The Fire Free Village program was launched in 2014 in 10 villages by a large pulp and paper agri-business in partnership with the local state government. The goal was to stop the burning of adjoining plantation lands by offering conditional incentives, which included providing machinery for clearing, seeds, fertilizers and funding for a community project each year.
LOCAL CHANGES
Fires set on neighboring lands are a threat to plantation investments as they can spread into the industrial-scale operations, with economic implications for the company.
The area was once a carbon-dense forest landscape, but beginning in around 1990, large industrial-scale acacia pulpwood plantations began to move in, soon followed by oil palm.
Among the challenges in the region are overlapping land claims among national and provincial governments, companies, investors and communities, often with deep political and financial interests in lucrative oil palm production, alongside weak law enforcement, Carmenta said. The complexity of fire dynamics also make it difficult to assign culpability.
Deterrents were also introduced. They included monitoring air quality, educational awareness-raising on the dangers of fire to health and hiring a local fire warden. Program representatives were joined by army officials and police officers when the program was introduced to local communities, which helped raise awareness about the illegality of peat fires.
Villages – where local residents typically work in the local palm industry – own their own oil palm or rubber plots or fish, and received payments that were contingent on either a fire free or a minimum burnt area outcome. Rewards are conditional on verified performance, which is considered an essential element of idealized payments for ecosystem services design, Carmenta said.
“Our data indicate that the reward wasn’t an influential condition for success, either alone or in combination with other features of the program,” she added. “Although payments were intended as an alternative to enforcement, they had little impact over other drivers of behavior and only fear of sanctions and concerns for health had an impact.”
Other research has shown the salience of health burdens to diverse stakeholders with little else in common and suggests that using a language centered on health – rather than carbon – could be a more powerful catalyst for change, she said.
To reach their findings, scientists used a two-step quantitative comparative analysis to measure the relative impact of the incentives and deterrents.
A range of factors come into play, which can neutralize both incentives and deterrents, including the influence of absentee land managers who do not live in the region and therefore remain unaffected with little incentive to opt into the program, Carmenta said.
The aims of the Fire Free Village program present challenges to different stakeholders that depend on fire-based land clearance because they lack equipment to prepare land for agriculture by any other means, Carmenta said.
Further, land tenure ambiguities promote fire-based land clearance, since it is much less innocuous to light a fire, than to spend time clearing the field mechanically.

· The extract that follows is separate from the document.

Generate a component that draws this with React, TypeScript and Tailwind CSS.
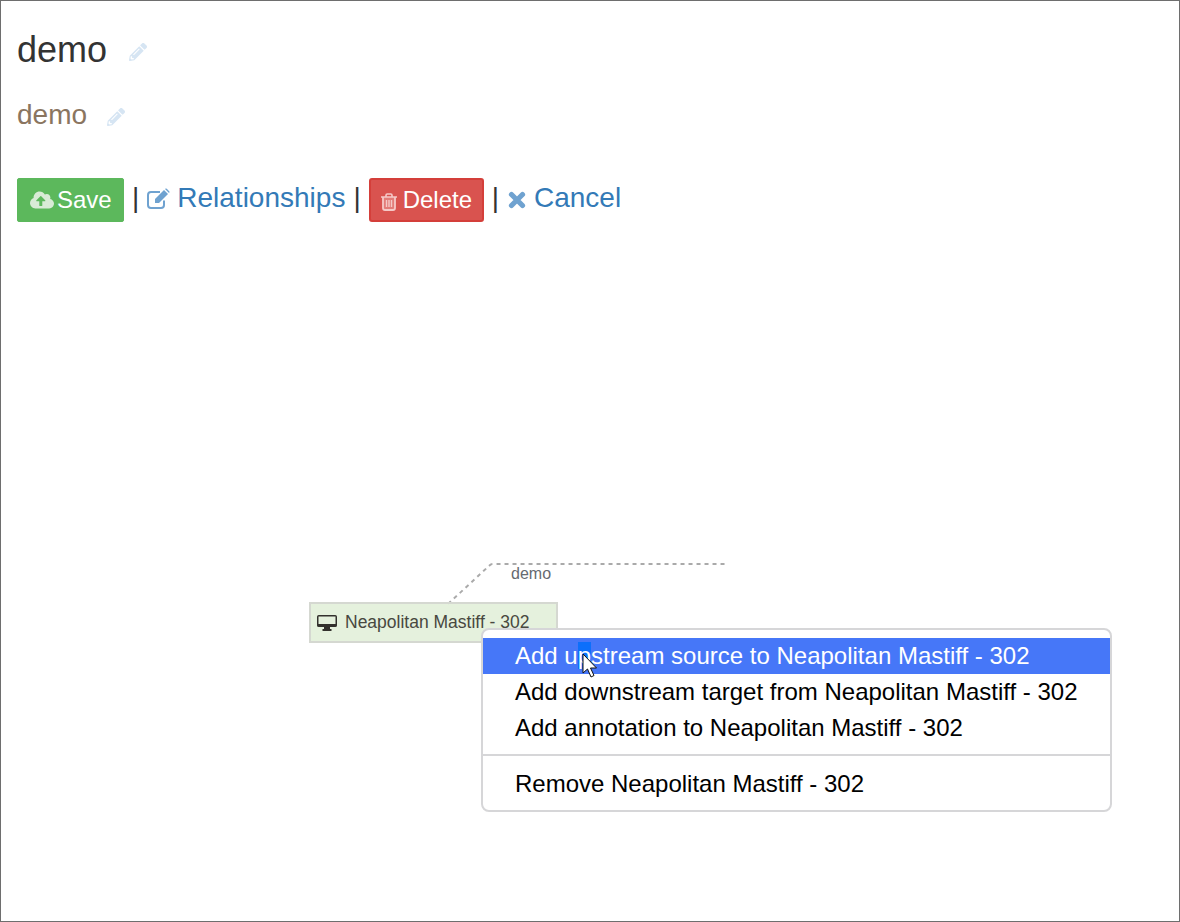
import React from "react";
import { FaPencilAlt, FaCloudUploadAlt } from "react-icons/fa";

const MenuItem = ({ children, active }: { children: React.ReactNode; active?: boolean }) => (
  <div className={"h-9 pl-8 leading-9 text-[24px] whitespace-nowrap " + (active ? "bg-[#4677f8] text-white" : "text-black")}>{children}</div>
);

const EditIcon = () => (
  <svg width="24" height="22" viewBox="0 0 24 22" className="mr-[6px] mt-[2px]">
    <path d="M17 12.5 V17 a3 3 0 0 1 -3 3 H4 a3 3 0 0 1 -3 -3 V7 a3 3 0 0 1 3 -3 H13" fill="none" stroke="#6fa2d0" strokeWidth="2" />
    <path d="M8 11 L17 2 L21 6 L12 15 L8 15 Z" fill="#6fa2d0" />
    <path d="M18.2 .8 Q19 0 19.8 .8 L22.2 3.2 Q23 4 22.2 4.8 L22 5 L18 1 Z" fill="#6fa2d0" />
  </svg>
);

const TrashIcon = () => (
  <svg width="16" height="18" viewBox="0 0 16 18" className="mr-[6px] mt-[3px]">
    <path d="M0 4 H16 M5 4 V2.2 Q5 1 6.2 1 H9.8 Q11 1 11 2.2 V4" fill="none" stroke="#f5c9c7" strokeWidth="1.6" />
    <path d="M2 4 V15 Q2 17 4 17 H12 Q14 17 14 15 V4" fill="#f5c9c7" fillOpacity="0.35" stroke="#f5c9c7" strokeWidth="1.8" />
    <path d="M5.5 7 V14 M8 7 V14 M10.5 7 V14" stroke="#f5c9c7" strokeWidth="1.4" />
  </svg>
);

const CrossIcon = () => (
  <svg width="18" height="18" viewBox="0 0 18 18" className="mr-[8px] mt-[3px]">
    <path d="M3.5 3.5 L14.5 14.5 M14.5 3.5 L3.5 14.5" stroke="#6fa2d0" strokeWidth="5.2" strokeLinecap="round" />
  </svg>
);

const DesktopIcon = () => (
  <svg width="20" height="16" viewBox="0 0 20 16" className="ml-[6px]">
    <path d="M1.8 0 H18.2 Q20 0 20 1.8 V10.5 Q20 12 18.2 12 H1.8 Q0 12 0 10.5 V1.8 Q0 0 1.8 0 Z M1.5 1.5 V9 H18.5 V1.5 Z" fill="#33312d" fillRule="evenodd" />
    <path d="M7 12 H13 V14 H14.5 V16 H5.5 V14 H7 Z" fill="#33312d" />
  </svg>
);

export default function App() {
  return (
    <div className="relative w-[1180px] h-[922px] bg-white border border-[#6e6e6e] overflow-hidden font-['Liberation_Sans',Arial,sans-serif] text-[#333333]">
      <div className="pl-4 pt-[29px]">
        <div className="flex items-center h-10">
          <h1 className="text-[36px] leading-10">demo</h1>
          <FaPencilAlt className="ml-[22px] mt-1 text-[#d6e5f3] text-[18px]" />
        </div>
        <div className="flex items-center h-8 mt-[29px]">
          <h2 className="text-[28px] leading-8 text-[#8a7560]">demo</h2>
          <FaPencilAlt className="ml-[20px] mt-[3px] text-[#d6e5f3] text-[18px]" />
        </div>
        <div className="flex items-center h-[44px] mt-[47px] text-[28px]">
          <button className="flex items-center h-[44px] w-[107px] pl-[12px] bg-[#5cb85c] border border-[#5cb85c] rounded-[2px] text-white text-[24px]">
            <FaCloudUploadAlt className="text-[24px] text-[#d8ebd6] mr-[3px]" />
            Save
          </button>
          <span className="ml-[8px] -mt-1">|</span>
          <a className="flex items-center ml-[8px] -mt-1 text-[#337ab7]">
            <EditIcon />
            Relationships
          </a>
          <span className="ml-[8px] -mt-1">|</span>
          <button className="flex items-center h-[44px] w-[115px] ml-[8px] pl-[10px] bg-[#d9534f] border-2 border-[#d43f3a] rounded-[3px] text-white text-[24px]">
            <TrashIcon />
            Delete
          </button>
          <span className="ml-[8px] -mt-1">|</span>
          <a className="flex items-center ml-[9px] -mt-1 text-[#337ab7]">
            <CrossIcon />
            Cancel
          </a>
        </div>
      </div>

      {/* diagram canvas */}
      <svg className="absolute left-0 top-0" width="1180" height="922">
        <path d="M447 603 L489 564 Q490 563 492 563 L724 563" fill="none" stroke="#aaaaaa" strokeWidth="2" strokeDasharray="4 4" />
      </svg>
      <div className="absolute left-[510px] top-[564px] text-[16px] leading-[18px] text-[#666a70]">demo</div>
      <div className="absolute left-[308px] top-[601px] w-[249px] h-[41px] flex items-center bg-[#e2f0d9]/90 border-2 border-[#d5d8d1] text-[17.5px] text-[#484840]">
        <DesktopIcon />
        <span className="ml-[8px] whitespace-nowrap">Neapolitan Mastiff - 302</span>
      </div>

      {/* context menu */}
      <div className="absolute left-[480px] top-[627px] w-[631px] h-[184px] bg-white border-2 border-[#d6d6d8] rounded-[8px] pt-2">
        <MenuItem active>
          Add u<span className="bg-[#0c6ffb]">p</span>stream source to Neapolitan Mastiff - 302
        </MenuItem>
        <MenuItem>Add downstream target from Neapolitan Mastiff - 302</MenuItem>
        <MenuItem>Add annotation to Neapolitan Mastiff - 302</MenuItem>
        <div className="h-[2px] bg-[#d6d6d8] mt-2 mb-2.5" />
        <MenuItem>Remove Neapolitan Mastiff - 302</MenuItem>
      </div>

      {/* mouse cursor */}
      <svg className="absolute left-[581px] top-[652px]" width="18" height="28" viewBox="0 0 18 28">
        <path d="M1 1 L1 20 L5.5 16 L9 24 L12 22.5 L8.5 15 L14.5 15 Z" fill="#fff" stroke="#111" strokeWidth="1" />
      </svg>
    </div>
  );
}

“Climate conditions, immigration, global demand for oil palm, carbon-dense peat substrate which burns, an increase in fire weather make the situation very challenging,” Carmenta said. Add those conditions to the frontier nature of the peatlands in this area, where diverse stakeholders drain peatlands, using the land management practices they know are cheap and affordable and the problems begin.

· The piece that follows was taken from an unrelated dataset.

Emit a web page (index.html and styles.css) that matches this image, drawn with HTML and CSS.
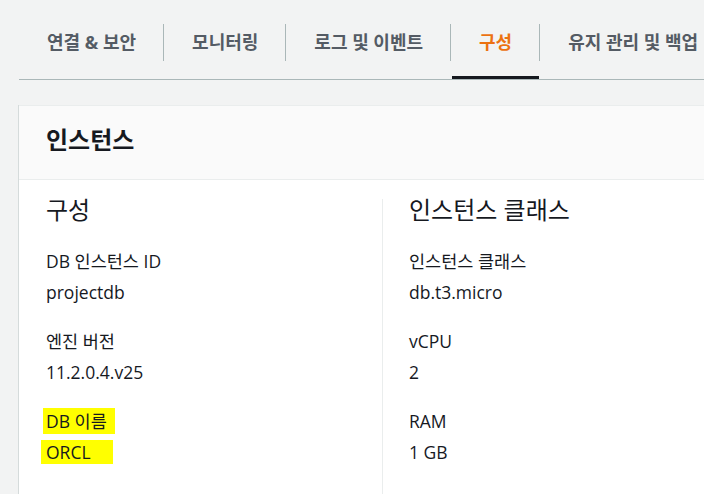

“While sanctions and the ‘stick’ may be effective, we need to think about designing better carrots as incentives,” Carmenta said.
“Better carrots would distinguish between these different types of actors, some of them are small scale farmers living on the land, some are more capitalized, they live elsewhere so the incentive doesn’t impact them, neither do the burdens when the peat burns.”
As the international community frets about the impact of climate change, the Fire Free Village program offers an example of an intervention. The scientists found that there are many mitigating factors and nuances that demand targeted approaches, and more work to ensure risk reduction programs do not make the most marginalized communities more vulnerable.
“An analysis of the village program shows that fears of health problems and sanctions work to prevent peat fires, but that better carrots must be designed because it’s not equitable to rely on sanctions and enforcement when people don’t have alternatives to fire,” Carmenta said.